TASK DETAILS: The listing beneath should be written out in full, exactly as shown.

DATA SECTION:
— Start —
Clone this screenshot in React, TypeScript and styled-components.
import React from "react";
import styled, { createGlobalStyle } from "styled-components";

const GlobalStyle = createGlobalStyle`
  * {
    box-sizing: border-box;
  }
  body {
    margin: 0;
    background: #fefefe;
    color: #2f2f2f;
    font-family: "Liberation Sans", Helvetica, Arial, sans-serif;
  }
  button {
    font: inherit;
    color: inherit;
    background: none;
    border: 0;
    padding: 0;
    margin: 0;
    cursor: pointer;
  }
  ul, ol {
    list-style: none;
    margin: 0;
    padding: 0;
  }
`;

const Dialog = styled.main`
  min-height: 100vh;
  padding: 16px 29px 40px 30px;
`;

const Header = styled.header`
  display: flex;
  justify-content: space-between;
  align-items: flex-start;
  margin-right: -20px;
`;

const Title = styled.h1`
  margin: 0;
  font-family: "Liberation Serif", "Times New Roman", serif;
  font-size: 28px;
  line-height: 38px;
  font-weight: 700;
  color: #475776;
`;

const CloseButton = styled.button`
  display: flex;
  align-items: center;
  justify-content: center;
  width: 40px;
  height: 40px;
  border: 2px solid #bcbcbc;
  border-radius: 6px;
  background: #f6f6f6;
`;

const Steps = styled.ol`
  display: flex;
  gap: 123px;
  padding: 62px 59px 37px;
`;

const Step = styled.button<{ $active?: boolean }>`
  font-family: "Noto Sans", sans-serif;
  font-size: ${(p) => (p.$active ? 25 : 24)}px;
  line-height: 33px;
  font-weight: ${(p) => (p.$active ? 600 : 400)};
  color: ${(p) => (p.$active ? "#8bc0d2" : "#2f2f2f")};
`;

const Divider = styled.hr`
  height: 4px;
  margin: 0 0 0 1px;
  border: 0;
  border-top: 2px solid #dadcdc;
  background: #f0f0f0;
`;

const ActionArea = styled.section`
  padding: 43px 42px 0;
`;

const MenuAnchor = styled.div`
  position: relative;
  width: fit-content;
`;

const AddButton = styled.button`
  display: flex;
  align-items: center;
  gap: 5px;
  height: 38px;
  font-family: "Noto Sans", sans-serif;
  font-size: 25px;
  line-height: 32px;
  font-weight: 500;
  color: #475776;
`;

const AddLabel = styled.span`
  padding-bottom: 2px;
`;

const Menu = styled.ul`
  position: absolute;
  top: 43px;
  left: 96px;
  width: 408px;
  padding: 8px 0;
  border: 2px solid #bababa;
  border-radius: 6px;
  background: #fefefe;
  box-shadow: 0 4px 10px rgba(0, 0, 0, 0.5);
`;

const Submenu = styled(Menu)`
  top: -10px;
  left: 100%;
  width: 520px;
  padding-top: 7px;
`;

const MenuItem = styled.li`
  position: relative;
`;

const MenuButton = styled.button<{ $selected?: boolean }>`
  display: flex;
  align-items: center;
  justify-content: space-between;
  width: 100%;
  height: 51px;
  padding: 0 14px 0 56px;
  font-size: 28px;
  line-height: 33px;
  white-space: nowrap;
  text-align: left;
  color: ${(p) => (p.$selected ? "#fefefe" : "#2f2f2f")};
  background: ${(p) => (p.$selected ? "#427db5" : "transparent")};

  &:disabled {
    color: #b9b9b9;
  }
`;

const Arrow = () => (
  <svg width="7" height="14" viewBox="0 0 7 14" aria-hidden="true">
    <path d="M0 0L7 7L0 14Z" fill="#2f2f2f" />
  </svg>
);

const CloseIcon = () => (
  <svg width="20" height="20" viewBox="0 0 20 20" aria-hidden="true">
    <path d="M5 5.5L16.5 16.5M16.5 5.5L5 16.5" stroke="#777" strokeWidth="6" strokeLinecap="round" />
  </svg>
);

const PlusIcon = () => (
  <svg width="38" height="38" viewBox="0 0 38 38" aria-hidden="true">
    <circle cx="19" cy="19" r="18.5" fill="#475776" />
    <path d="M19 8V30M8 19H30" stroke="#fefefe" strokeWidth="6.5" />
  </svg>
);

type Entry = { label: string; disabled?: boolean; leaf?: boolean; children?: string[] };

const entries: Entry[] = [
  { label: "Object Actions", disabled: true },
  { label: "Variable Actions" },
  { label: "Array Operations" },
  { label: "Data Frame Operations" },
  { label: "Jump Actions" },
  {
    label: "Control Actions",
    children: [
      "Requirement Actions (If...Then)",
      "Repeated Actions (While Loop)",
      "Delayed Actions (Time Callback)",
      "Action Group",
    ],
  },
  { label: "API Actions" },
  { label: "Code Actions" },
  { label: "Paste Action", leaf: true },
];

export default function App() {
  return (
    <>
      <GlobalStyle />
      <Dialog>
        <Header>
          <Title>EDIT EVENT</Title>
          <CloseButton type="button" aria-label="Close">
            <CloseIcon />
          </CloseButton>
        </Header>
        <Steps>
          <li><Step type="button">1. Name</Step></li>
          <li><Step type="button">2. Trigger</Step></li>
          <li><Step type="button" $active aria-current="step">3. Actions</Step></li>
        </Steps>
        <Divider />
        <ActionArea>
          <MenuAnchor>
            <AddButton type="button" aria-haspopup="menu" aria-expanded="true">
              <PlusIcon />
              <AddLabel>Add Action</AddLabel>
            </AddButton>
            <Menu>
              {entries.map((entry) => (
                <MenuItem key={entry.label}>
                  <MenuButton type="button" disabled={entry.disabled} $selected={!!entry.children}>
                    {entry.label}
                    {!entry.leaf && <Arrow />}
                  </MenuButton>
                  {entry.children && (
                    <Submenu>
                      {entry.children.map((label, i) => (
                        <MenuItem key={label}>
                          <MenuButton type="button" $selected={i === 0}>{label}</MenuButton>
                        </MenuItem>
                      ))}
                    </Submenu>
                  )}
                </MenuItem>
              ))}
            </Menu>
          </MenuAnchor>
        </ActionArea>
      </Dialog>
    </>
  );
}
— End —
RESULT:
Clone this screenshot in React, TypeScript and styled-components.
import React from "react";
import styled, { createGlobalStyle } from "styled-components";

const GlobalStyle = createGlobalStyle`
  * {
    box-sizing: border-box;
  }
  body {
    margin: 0;
    background: #fefefe;
    color: #2f2f2f;
    font-family: "Liberation Sans", Helvetica, Arial, sans-serif;
  }
  button {
    font: inherit;
    color: inherit;
    background: none;
    border: 0;
    padding: 0;
    margin: 0;
    cursor: pointer;
  }
  ul, ol {
    list-style: none;
    margin: 0;
    padding: 0;
  }
`;

const Dialog = styled.main`
  min-height: 100vh;
  padding: 16px 29px 40px 30px;
`;

const Header = styled.header`
  display: flex;
  justify-content: space-between;
  align-items: flex-start;
  margin-right: -20px;
`;

const Title = styled.h1`
  margin: 0;
  font-family: "Liberation Serif", "Times New Roman", serif;
  font-size: 28px;
  line-height: 38px;
  font-weight: 700;
  color: #475776;
`;

const CloseButton = styled.button`
  display: flex;
  align-items: center;
  justify-content: center;
  width: 40px;
  height: 40px;
  border: 2px solid #bcbcbc;
  border-radius: 6px;
  background: #f6f6f6;
`;

const Steps = styled.ol`
  display: flex;
  gap: 123px;
  padding: 62px 59px 37px;
`;

const Step = styled.button<{ $active?: boolean }>`
  font-family: "Noto Sans", sans-serif;
  font-size: ${(p) => (p.$active ? 25 : 24)}px;
  line-height: 33px;
  font-weight: ${(p) => (p.$active ? 600 : 400)};
  color: ${(p) => (p.$active ? "#8bc0d2" : "#2f2f2f")};
`;

const Divider = styled.hr`
  height: 4px;
  margin: 0 0 0 1px;
  border: 0;
  border-top: 2px solid #dadcdc;
  background: #f0f0f0;
`;

const ActionArea = styled.section`
  padding: 43px 42px 0;
`;

const MenuAnchor = styled.div`
  position: relative;
  width: fit-content;
`;

const AddButton = styled.button`
  display: flex;
  align-items: center;
  gap: 5px;
  height: 38px;
  font-family: "Noto Sans", sans-serif;
  font-size: 25px;
  line-height: 32px;
  font-weight: 500;
  color: #475776;
`;

const AddLabel = styled.span`
  padding-bottom: 2px;
`;

const Menu = styled.ul`
  position: absolute;
  top: 43px;
  left: 96px;
  width: 408px;
  padding: 8px 0;
  border: 2px solid #bababa;
  border-radius: 6px;
  background: #fefefe;
  box-shadow: 0 4px 10px rgba(0, 0, 0, 0.5);
`;

const Submenu = styled(Menu)`
  top: -10px;
  left: 100%;
  width: 520px;
  padding-top: 7px;
`;

const MenuItem = styled.li`
  position: relative;
`;

const MenuButton = styled.button<{ $selected?: boolean }>`
  display: flex;
  align-items: center;
  justify-content: space-between;
  width: 100%;
  height: 51px;
  padding: 0 14px 0 56px;
  font-size: 28px;
  line-height: 33px;
  white-space: nowrap;
  text-align: left;
  color: ${(p) => (p.$selected ? "#fefefe" : "#2f2f2f")};
  background: ${(p) => (p.$selected ? "#427db5" : "transparent")};

  &:disabled {
    color: #b9b9b9;
  }
`;

const Arrow = () => (
  <svg width="7" height="14" viewBox="0 0 7 14" aria-hidden="true">
    <path d="M0 0L7 7L0 14Z" fill="#2f2f2f" />
  </svg>
);

const CloseIcon = () => (
  <svg width="20" height="20" viewBox="0 0 20 20" aria-hidden="true">
    <path d="M5 5.5L16.5 16.5M16.5 5.5L5 16.5" stroke="#777" strokeWidth="6" strokeLinecap="round" />
  </svg>
);

const PlusIcon = () => (
  <svg width="38" height="38" viewBox="0 0 38 38" aria-hidden="true">
    <circle cx="19" cy="19" r="18.5" fill="#475776" />
    <path d="M19 8V30M8 19H30" stroke="#fefefe" strokeWidth="6.5" />
  </svg>
);

type Entry = { label: string; disabled?: boolean; leaf?: boolean; children?: string[] };

const entries: Entry[] = [
  { label: "Object Actions", disabled: true },
  { label: "Variable Actions" },
  { label: "Array Operations" },
  { label: "Data Frame Operations" },
  { label: "Jump Actions" },
  {
    label: "Control Actions",
    children: [
      "Requirement Actions (If...Then)",
      "Repeated Actions (While Loop)",
      "Delayed Actions (Time Callback)",
      "Action Group",
    ],
  },
  { label: "API Actions" },
  { label: "Code Actions" },
  { label: "Paste Action", leaf: true },
];

export default function App() {
  return (
    <>
      <GlobalStyle />
      <Dialog>
        <Header>
          <Title>EDIT EVENT</Title>
          <CloseButton type="button" aria-label="Close">
            <CloseIcon />
          </CloseButton>
        </Header>
        <Steps>
          <li><Step type="button">1. Name</Step></li>
          <li><Step type="button">2. Trigger</Step></li>
          <li><Step type="button" $active aria-current="step">3. Actions</Step></li>
        </Steps>
        <Divider />
        <ActionArea>
          <MenuAnchor>
            <AddButton type="button" aria-haspopup="menu" aria-expanded="true">
              <PlusIcon />
              <AddLabel>Add Action</AddLabel>
            </AddButton>
            <Menu>
              {entries.map((entry) => (
                <MenuItem key={entry.label}>
                  <MenuButton type="button" disabled={entry.disabled} $selected={!!entry.children}>
                    {entry.label}
                    {!entry.leaf && <Arrow />}
                  </MenuButton>
                  {entry.children && (
                    <Submenu>
                      {entry.children.map((label, i) => (
                        <MenuItem key={label}>
                          <MenuButton type="button" $selected={i === 0}>{label}</MenuButton>
                        </MenuItem>
                      ))}
                    </Submenu>
                  )}
                </MenuItem>
              ))}
            </Menu>
          </MenuAnchor>
        </ActionArea>
      </Dialog>
    </>
  );
}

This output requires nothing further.